## Source data
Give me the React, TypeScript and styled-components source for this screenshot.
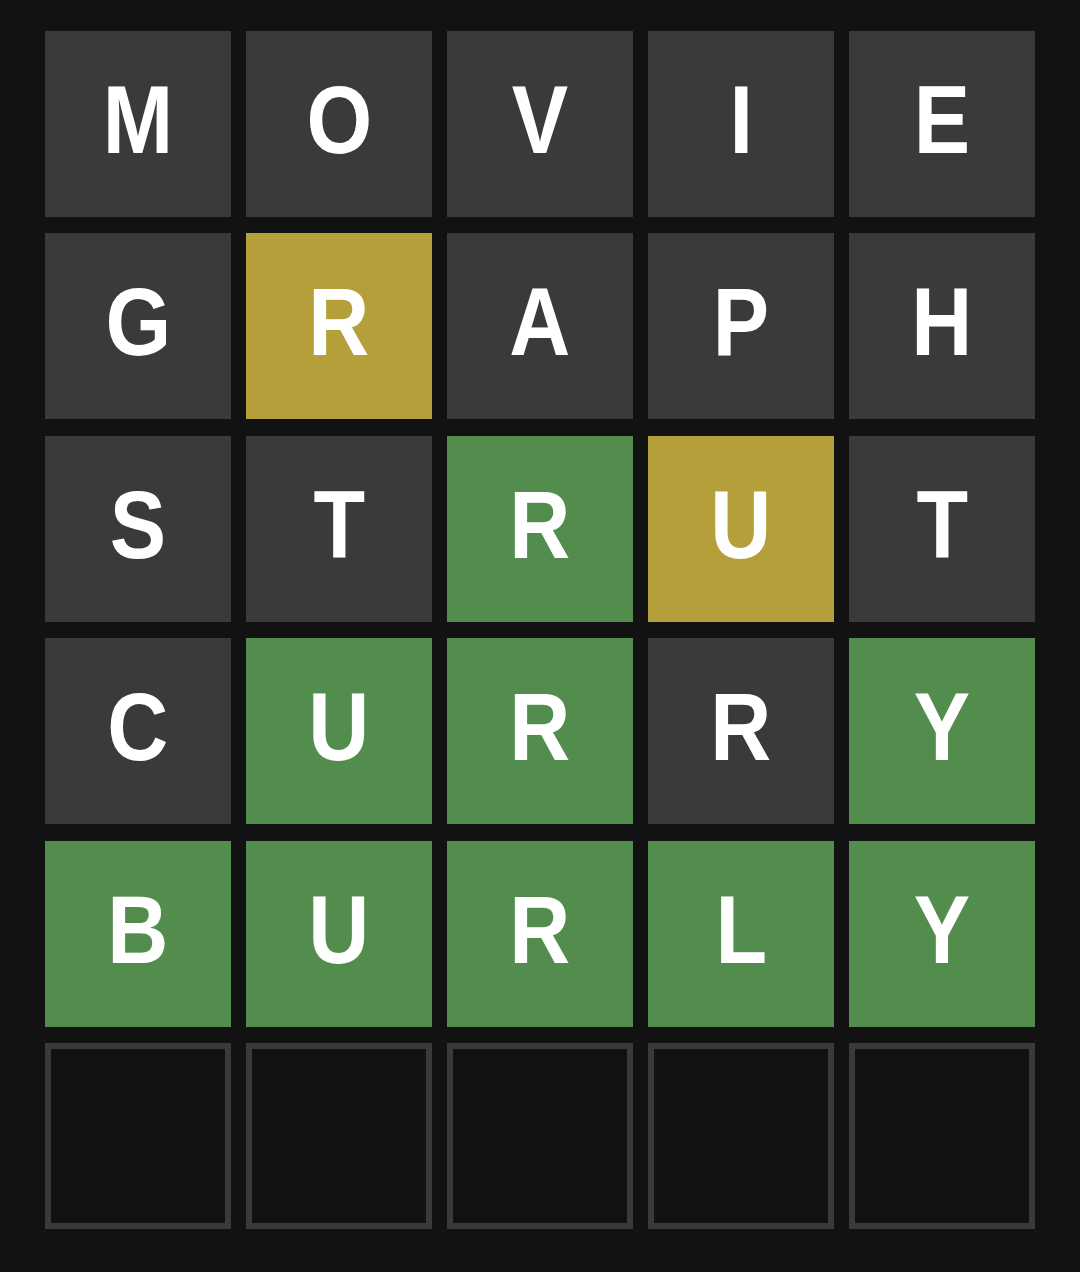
import React from "react";
import styled, { createGlobalStyle } from "styled-components";

const Global = createGlobalStyle`
  html, body { margin: 0; padding: 0; background: #121213; }
  body { font-family: "Liberation Sans", Arial, sans-serif; }
`;

type State = "absent" | "present" | "correct" | "empty";

const colors: Record<State, string> = {
  absent: "#3a3a3c",
  present: "#b59f3b",
  correct: "#538d4e",
  empty: "#121213",
};

const Page = styled.div`
  width: 1080px;
  height: 1272px;
  box-sizing: border-box;
  padding: 31px 45px 0 45px;
  background: #121213;
`;

const Board = styled.div`
  display: grid;
  grid-template-columns: repeat(5, 186px);
  grid-auto-rows: 186px;
  column-gap: 15px;
  row-gap: 16.4px;
`;

const Tile = styled.div<{ $state: State }>`
  box-sizing: border-box;
  display: flex;
  align-items: center;
  justify-content: center;
  background: ${(p) => colors[p.$state]};
  border: ${(p) => (p.$state === "empty" ? "6px solid #3a3a3c" : "none")};
  color: #ffffff;
  font-family: "Liberation Sans", Arial, sans-serif;
  font-weight: 700;
  font-size: 96px;
  line-height: 1;
  padding-bottom: 8px;
  text-transform: uppercase;
`;

const Letter = styled.span`
  display: inline-block;
  transform: scaleX(0.88);
`;

const rows: { word: string; states: State[] }[] = [
  { word: "MOVIE", states: ["absent", "absent", "absent", "absent", "absent"] },
  { word: "GRAPH", states: ["absent", "present", "absent", "absent", "absent"] },
  { word: "STRUT", states: ["absent", "absent", "correct", "present", "absent"] },
  { word: "CURRY", states: ["absent", "correct", "correct", "absent", "correct"] },
  { word: "BURLY", states: ["correct", "correct", "correct", "correct", "correct"] },
  { word: "     ", states: ["empty", "empty", "empty", "empty", "empty"] },
];

export default function App() {
  return (
    <>
      <Global />
      <Page>
        <Board>
          {rows.map((r, i) =>
            r.states.map((s, j) => (
              <Tile key={`${i}-${j}`} $state={s}>
                {r.word[j].trim() && <Letter>{r.word[j]}</Letter>}
              </Tile>
            ))
          )}
        </Board>
      </Page>
    </>
  );
}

## Problem description
All of the material above needs to be restated exactly, with no pictures.

## The completed task
Give me the React, TypeScript and styled-components source for this screenshot.
import React from "react";
import styled, { createGlobalStyle } from "styled-components";

const Global = createGlobalStyle`
  html, body { margin: 0; padding: 0; background: #121213; }
  body { font-family: "Liberation Sans", Arial, sans-serif; }
`;

type State = "absent" | "present" | "correct" | "empty";

const colors: Record<State, string> = {
  absent: "#3a3a3c",
  present: "#b59f3b",
  correct: "#538d4e",
  empty: "#121213",
};

const Page = styled.div`
  width: 1080px;
  height: 1272px;
  box-sizing: border-box;
  padding: 31px 45px 0 45px;
  background: #121213;
`;

const Board = styled.div`
  display: grid;
  grid-template-columns: repeat(5, 186px);
  grid-auto-rows: 186px;
  column-gap: 15px;
  row-gap: 16.4px;
`;

const Tile = styled.div<{ $state: State }>`
  box-sizing: border-box;
  display: flex;
  align-items: center;
  justify-content: center;
  background: ${(p) => colors[p.$state]};
  border: ${(p) => (p.$state === "empty" ? "6px solid #3a3a3c" : "none")};
  color: #ffffff;
  font-family: "Liberation Sans", Arial, sans-serif;
  font-weight: 700;
  font-size: 96px;
  line-height: 1;
  padding-bottom: 8px;
  text-transform: uppercase;
`;

const Letter = styled.span`
  display: inline-block;
  transform: scaleX(0.88);
`;

const rows: { word: string; states: State[] }[] = [
  { word: "MOVIE", states: ["absent", "absent", "absent", "absent", "absent"] },
  { word: "GRAPH", states: ["absent", "present", "absent", "absent", "absent"] },
  { word: "STRUT", states: ["absent", "absent", "correct", "present", "absent"] },
  { word: "CURRY", states: ["absent", "correct", "correct", "absent", "correct"] },
  { word: "BURLY", states: ["correct", "correct", "correct", "correct", "correct"] },
  { word: "     ", states: ["empty", "empty", "empty", "empty", "empty"] },
];

export default function App() {
  return (
    <>
      <Global />
      <Page>
        <Board>
          {rows.map((r, i) =>
            r.states.map((s, j) => (
              <Tile key={`${i}-${j}`} $state={s}>
                {r.word[j].trim() && <Letter>{r.word[j]}</Letter>}
              </Tile>
            ))
          )}
        </Board>
      </Page>
    </>
  );
}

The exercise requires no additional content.